HyperLink   Dynamic Loop Vectorization for Executing OpenCL Kernels on CPUs
Publication Year:
  Izzat El Hajj
  University of Illinois Masters Thesis, May 2014

Heterogeneous computing platforms are becoming increasingly important in supercomputing. Many systems now integrate CPUs and GPUs cooperating together on a single node. Much effort is invested in tuning GPU-kernels. However, it can be the case that some systems may not have GPUs or the GPUs are busy. Maintaining two versions of the same code for GPUs and CPUs is expensive. For this reason, it would be ideal if one could retarget GPU-optimized kernels to run efficiently on a CPU. Many efforts have been made to compile OpenCL kernels to run efficiently on CPUs.
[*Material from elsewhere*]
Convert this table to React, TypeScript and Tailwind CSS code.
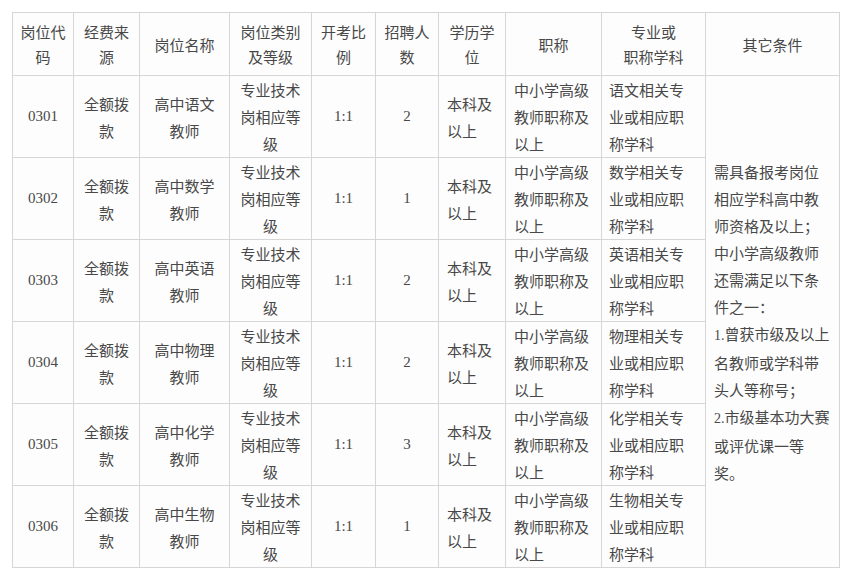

Such approaches typically involve running work-groups in parallel on different CPU threads, and executing work-items within a work-group in one thread serially via loop-based serialization or in parallel via SIMD vectorization. SIMD vectorization is particularly difficult where control divergence is present. This thesis proposes a technique for transforming divergent loops in OpenCL kernels such that vectorization opportunities can be extracted when possible and memory access patterns can be improved. The transformations presented show promising speedups for kernels that follow GPU programming best practices, and slowdowns for kernels that do not.